# DATA FOR THIS TASK
## Start

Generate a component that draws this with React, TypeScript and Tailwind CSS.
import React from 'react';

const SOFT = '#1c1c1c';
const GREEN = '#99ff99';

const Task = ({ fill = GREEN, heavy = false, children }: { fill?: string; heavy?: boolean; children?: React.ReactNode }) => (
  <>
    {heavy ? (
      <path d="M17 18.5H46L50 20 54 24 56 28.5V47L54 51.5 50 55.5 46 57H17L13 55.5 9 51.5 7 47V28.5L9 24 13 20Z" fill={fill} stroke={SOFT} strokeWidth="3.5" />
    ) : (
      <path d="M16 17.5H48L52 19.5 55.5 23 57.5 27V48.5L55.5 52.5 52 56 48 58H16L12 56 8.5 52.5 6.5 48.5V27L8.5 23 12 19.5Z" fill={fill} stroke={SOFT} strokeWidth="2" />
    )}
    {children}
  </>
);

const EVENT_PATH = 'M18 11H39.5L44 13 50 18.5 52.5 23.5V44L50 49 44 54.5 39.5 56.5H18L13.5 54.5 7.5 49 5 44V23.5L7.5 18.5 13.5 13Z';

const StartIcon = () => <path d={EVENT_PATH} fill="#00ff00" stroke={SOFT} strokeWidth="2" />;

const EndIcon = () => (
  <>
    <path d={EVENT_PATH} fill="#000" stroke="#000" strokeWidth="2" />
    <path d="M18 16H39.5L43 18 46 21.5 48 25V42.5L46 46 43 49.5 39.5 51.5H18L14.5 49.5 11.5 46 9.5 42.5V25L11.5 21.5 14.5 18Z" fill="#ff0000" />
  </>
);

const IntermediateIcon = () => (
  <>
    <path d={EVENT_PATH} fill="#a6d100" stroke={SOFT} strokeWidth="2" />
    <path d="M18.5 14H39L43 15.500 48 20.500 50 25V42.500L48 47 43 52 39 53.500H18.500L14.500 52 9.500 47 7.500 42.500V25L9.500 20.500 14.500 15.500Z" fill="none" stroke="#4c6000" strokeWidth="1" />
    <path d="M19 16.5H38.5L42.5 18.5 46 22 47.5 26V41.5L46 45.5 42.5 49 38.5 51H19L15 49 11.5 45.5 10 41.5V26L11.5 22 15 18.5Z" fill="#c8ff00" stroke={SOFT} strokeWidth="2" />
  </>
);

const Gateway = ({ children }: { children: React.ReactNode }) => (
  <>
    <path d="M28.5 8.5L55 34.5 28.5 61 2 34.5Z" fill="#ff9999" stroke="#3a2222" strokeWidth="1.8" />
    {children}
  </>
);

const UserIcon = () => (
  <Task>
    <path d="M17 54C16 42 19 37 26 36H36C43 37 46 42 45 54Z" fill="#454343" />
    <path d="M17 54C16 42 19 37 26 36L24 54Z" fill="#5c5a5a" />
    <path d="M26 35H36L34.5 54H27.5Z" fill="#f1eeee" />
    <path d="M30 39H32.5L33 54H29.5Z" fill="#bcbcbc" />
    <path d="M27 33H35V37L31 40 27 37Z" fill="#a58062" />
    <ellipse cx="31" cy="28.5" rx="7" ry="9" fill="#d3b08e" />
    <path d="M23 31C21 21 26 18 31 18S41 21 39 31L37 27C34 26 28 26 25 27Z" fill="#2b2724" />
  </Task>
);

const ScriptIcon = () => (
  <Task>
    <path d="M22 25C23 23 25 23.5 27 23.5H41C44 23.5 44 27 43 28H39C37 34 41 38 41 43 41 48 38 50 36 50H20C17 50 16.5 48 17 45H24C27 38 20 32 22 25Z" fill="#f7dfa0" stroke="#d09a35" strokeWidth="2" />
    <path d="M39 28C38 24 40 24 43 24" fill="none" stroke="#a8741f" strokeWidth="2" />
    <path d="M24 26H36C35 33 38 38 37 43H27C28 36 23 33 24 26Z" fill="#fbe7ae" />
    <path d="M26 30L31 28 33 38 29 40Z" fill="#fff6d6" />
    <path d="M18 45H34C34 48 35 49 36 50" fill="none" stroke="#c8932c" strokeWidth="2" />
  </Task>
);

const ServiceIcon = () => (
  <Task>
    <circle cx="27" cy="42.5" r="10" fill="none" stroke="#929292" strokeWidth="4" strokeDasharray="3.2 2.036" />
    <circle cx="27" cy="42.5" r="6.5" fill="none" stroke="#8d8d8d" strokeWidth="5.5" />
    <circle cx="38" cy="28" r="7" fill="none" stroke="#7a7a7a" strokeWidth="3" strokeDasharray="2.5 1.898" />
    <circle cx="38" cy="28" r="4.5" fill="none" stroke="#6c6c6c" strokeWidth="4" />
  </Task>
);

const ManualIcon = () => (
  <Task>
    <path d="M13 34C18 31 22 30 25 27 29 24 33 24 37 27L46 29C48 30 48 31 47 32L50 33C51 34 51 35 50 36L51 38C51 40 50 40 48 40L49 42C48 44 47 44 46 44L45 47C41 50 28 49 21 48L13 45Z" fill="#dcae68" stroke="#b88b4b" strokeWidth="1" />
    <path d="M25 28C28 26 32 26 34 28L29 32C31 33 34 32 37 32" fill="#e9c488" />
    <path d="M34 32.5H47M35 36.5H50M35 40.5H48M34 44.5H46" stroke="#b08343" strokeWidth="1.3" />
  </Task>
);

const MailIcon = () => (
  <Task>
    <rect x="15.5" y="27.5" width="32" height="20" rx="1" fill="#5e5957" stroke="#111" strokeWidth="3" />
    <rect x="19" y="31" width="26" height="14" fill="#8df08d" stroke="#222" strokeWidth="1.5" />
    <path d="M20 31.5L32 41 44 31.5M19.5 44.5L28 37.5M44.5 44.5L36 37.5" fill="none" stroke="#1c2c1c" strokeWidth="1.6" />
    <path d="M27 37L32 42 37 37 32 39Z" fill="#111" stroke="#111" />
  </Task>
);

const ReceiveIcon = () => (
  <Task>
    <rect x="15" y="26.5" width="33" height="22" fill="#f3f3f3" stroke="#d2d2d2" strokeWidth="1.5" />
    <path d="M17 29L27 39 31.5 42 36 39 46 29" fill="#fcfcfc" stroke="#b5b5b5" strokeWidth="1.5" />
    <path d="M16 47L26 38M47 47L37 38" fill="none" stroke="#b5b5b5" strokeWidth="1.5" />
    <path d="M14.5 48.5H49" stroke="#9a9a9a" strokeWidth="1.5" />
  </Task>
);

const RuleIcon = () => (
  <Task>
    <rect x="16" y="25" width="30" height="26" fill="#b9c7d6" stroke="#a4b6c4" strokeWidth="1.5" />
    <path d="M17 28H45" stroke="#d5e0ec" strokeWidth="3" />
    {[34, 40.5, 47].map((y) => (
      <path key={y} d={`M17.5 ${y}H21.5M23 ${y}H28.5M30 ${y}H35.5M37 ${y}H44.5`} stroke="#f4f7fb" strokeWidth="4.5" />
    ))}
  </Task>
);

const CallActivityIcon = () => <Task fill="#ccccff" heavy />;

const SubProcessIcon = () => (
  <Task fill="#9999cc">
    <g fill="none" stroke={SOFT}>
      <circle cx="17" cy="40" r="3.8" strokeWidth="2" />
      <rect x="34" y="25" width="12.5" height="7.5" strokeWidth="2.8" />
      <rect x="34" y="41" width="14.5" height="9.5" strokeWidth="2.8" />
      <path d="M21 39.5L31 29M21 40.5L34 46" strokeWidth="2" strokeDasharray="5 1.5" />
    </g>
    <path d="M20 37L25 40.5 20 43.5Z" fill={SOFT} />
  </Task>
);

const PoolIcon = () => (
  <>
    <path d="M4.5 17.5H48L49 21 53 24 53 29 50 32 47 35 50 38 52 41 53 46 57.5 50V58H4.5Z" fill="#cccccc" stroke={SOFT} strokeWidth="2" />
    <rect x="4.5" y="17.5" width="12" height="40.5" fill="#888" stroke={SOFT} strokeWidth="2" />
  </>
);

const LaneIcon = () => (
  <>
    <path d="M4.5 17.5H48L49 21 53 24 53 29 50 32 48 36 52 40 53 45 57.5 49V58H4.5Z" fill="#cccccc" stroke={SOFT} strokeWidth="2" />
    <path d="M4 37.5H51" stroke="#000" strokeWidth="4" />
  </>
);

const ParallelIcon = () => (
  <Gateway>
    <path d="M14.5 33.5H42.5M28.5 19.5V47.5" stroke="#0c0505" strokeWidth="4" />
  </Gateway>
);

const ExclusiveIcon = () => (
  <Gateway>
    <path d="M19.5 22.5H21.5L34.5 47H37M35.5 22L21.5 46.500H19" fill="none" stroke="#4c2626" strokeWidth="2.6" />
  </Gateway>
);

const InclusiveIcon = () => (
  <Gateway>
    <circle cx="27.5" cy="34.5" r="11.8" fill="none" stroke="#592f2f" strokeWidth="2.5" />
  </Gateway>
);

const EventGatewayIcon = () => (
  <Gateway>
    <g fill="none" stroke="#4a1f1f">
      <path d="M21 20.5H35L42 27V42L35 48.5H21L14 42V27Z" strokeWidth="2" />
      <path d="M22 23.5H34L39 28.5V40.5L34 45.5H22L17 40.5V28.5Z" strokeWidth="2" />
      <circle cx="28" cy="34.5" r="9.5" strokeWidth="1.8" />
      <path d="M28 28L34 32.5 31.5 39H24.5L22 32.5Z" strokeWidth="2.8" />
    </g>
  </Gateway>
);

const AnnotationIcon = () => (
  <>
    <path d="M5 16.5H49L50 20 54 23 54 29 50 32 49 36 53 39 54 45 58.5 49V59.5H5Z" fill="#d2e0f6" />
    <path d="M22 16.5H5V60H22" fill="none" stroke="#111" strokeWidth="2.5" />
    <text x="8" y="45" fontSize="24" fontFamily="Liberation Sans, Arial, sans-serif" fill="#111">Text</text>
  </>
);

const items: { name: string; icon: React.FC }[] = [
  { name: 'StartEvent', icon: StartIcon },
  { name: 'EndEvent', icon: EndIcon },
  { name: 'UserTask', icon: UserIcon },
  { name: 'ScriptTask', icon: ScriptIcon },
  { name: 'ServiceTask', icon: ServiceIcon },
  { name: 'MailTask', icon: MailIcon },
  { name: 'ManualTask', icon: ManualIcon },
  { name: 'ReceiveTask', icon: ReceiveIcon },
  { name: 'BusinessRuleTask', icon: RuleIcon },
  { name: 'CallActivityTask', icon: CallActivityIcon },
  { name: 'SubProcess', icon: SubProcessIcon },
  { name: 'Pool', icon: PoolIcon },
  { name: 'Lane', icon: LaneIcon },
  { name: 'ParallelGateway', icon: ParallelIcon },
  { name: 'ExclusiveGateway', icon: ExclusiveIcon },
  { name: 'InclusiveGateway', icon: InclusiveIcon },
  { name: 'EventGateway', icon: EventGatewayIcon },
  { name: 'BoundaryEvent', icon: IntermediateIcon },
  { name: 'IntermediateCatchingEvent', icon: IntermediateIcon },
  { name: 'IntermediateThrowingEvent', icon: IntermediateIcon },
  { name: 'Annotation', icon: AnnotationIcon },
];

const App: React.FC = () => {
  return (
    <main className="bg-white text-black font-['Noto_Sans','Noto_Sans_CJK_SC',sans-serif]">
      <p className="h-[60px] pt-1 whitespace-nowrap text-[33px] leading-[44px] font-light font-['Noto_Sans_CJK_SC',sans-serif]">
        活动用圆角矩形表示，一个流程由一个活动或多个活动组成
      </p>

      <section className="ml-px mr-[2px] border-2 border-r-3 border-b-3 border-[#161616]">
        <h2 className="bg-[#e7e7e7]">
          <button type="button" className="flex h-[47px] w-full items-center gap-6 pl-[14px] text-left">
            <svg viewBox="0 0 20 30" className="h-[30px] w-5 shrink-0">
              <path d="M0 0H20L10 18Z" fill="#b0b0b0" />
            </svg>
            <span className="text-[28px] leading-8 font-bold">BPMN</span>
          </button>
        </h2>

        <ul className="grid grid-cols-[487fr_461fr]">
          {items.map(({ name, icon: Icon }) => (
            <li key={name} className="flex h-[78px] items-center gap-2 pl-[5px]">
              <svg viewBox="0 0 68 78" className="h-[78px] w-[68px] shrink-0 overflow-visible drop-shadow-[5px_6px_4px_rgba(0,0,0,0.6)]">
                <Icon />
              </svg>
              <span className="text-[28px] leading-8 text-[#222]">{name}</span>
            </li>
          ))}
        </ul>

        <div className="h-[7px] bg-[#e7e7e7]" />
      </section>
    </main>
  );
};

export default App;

## End
## Start

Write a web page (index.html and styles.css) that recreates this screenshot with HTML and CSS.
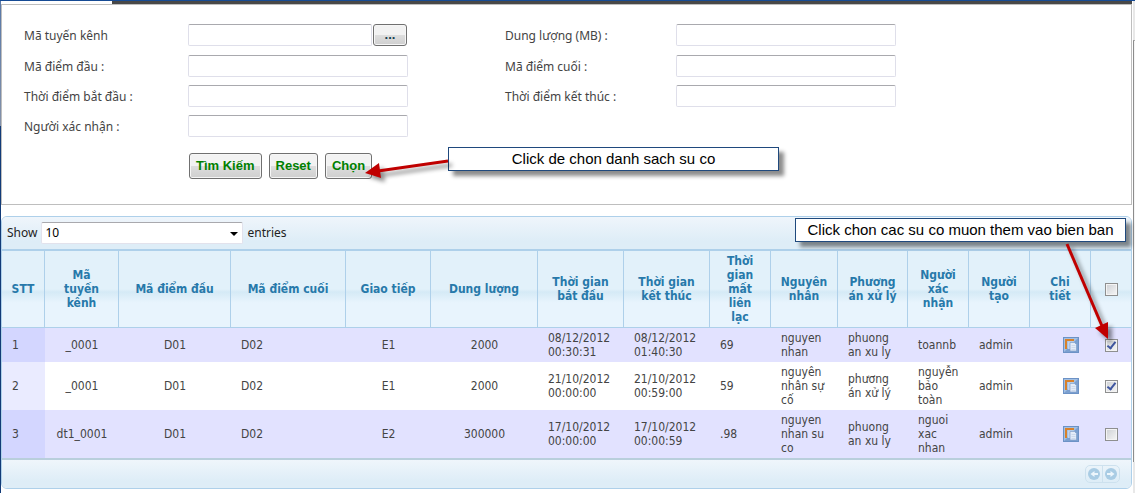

## End
## Start

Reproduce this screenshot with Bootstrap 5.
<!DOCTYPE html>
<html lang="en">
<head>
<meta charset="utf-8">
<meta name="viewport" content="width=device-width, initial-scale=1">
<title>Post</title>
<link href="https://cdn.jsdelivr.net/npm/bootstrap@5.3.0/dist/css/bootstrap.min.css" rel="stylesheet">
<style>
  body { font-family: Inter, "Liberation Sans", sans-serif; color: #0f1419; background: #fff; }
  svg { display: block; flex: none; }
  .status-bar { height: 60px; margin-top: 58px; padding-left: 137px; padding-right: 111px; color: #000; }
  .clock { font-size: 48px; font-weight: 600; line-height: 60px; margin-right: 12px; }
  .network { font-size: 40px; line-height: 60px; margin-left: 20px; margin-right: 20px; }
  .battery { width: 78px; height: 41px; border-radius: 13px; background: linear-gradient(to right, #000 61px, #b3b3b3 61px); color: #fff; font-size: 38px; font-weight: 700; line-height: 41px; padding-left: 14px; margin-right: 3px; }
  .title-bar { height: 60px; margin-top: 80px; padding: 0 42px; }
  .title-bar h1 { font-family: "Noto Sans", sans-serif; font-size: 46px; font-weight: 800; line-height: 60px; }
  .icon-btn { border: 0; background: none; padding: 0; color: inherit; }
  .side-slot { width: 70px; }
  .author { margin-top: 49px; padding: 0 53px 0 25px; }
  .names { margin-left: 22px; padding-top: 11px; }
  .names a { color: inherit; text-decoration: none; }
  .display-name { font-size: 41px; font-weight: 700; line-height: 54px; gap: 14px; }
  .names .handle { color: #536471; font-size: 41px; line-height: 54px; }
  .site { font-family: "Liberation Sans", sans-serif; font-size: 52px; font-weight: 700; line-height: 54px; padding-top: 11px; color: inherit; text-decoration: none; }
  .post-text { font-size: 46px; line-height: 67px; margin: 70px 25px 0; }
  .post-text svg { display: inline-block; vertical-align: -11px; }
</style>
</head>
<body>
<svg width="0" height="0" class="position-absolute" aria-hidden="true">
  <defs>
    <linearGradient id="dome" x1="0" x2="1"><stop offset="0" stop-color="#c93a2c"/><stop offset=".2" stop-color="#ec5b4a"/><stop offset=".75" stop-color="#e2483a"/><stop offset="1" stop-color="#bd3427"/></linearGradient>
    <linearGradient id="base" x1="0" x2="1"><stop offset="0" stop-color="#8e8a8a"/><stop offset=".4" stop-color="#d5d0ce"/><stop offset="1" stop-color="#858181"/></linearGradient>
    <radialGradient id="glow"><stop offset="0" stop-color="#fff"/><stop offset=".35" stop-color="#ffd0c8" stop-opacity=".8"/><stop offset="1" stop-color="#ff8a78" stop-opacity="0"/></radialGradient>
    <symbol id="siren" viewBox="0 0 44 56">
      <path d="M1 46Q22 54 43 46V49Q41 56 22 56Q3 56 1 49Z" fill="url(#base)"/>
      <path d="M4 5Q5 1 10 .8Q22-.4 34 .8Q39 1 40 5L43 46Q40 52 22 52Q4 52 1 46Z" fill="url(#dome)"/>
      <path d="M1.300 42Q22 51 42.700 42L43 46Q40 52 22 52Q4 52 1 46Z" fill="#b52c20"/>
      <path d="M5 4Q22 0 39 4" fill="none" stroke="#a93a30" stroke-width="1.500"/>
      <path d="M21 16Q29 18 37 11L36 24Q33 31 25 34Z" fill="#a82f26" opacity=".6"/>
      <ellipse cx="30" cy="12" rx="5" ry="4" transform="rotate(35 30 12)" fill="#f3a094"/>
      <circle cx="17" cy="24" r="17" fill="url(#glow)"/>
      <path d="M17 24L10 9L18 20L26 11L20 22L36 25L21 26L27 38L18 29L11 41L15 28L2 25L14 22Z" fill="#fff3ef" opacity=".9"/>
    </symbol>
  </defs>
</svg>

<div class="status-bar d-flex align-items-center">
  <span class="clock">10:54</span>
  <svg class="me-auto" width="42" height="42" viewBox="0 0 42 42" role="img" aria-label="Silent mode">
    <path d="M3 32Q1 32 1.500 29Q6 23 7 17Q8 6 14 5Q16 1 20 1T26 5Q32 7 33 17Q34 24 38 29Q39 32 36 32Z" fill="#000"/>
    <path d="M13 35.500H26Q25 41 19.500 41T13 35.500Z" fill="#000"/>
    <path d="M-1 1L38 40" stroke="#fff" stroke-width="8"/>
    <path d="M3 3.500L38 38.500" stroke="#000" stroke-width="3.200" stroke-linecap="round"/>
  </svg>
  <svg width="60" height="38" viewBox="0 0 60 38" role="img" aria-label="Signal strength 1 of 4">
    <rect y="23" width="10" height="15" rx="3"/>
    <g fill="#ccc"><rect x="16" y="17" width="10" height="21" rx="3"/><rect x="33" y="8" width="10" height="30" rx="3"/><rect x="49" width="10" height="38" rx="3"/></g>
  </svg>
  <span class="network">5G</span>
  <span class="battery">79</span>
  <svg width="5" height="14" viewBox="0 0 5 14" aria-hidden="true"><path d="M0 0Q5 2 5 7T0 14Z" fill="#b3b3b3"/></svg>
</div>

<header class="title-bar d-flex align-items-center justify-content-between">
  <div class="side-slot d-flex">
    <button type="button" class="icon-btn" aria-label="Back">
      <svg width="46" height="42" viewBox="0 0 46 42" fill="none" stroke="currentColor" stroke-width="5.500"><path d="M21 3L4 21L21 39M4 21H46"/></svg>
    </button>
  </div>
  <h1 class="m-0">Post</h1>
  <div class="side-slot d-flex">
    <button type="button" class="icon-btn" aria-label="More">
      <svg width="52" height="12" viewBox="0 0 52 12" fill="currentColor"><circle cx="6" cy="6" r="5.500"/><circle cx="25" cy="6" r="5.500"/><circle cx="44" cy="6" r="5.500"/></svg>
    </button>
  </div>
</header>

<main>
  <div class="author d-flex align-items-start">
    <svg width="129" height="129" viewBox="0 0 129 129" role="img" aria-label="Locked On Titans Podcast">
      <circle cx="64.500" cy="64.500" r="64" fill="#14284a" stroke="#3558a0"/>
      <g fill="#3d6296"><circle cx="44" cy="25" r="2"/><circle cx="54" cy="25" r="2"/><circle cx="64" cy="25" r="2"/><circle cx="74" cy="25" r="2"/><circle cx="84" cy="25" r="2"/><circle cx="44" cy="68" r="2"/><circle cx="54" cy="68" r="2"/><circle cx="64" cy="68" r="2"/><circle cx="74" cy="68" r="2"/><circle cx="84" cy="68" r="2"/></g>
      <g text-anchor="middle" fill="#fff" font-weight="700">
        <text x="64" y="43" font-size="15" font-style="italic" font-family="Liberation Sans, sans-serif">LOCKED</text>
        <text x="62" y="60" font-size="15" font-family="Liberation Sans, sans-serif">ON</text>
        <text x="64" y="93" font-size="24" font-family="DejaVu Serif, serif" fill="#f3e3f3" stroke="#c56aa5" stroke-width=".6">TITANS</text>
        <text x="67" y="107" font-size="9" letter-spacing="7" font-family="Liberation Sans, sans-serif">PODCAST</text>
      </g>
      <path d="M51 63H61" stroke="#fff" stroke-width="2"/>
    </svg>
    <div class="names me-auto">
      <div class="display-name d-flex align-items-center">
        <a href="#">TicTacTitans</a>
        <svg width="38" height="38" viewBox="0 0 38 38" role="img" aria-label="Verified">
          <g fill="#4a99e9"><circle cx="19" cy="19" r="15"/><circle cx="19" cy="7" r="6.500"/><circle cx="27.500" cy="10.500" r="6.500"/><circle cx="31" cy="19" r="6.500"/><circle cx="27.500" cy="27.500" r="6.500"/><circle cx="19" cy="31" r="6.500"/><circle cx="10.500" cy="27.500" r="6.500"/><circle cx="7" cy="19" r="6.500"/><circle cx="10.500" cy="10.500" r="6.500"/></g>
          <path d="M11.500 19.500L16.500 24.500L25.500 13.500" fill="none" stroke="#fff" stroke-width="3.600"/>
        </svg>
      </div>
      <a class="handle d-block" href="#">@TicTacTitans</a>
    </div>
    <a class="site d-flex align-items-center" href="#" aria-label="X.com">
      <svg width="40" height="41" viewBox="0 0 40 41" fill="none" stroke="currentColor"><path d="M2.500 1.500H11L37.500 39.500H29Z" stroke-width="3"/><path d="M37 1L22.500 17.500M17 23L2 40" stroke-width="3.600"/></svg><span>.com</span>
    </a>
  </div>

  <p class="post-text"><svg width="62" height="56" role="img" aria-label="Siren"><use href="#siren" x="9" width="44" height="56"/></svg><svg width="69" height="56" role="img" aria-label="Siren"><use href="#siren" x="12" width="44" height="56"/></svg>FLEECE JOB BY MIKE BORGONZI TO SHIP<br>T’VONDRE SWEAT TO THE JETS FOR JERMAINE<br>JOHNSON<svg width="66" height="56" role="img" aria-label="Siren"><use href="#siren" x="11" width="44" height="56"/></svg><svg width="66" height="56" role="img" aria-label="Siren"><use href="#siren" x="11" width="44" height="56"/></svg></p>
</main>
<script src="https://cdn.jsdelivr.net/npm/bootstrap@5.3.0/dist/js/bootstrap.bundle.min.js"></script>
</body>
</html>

## End

# WHAT YOU WILL DO
From the listing, copy each line containing the word "that".

# ANSWER TO THIS PROBLEM
Generate a component that draws this with React, TypeScript and Tailwind CSS.
Write a web page (index.html and styles.css) that recreates this screenshot with HTML and CSS.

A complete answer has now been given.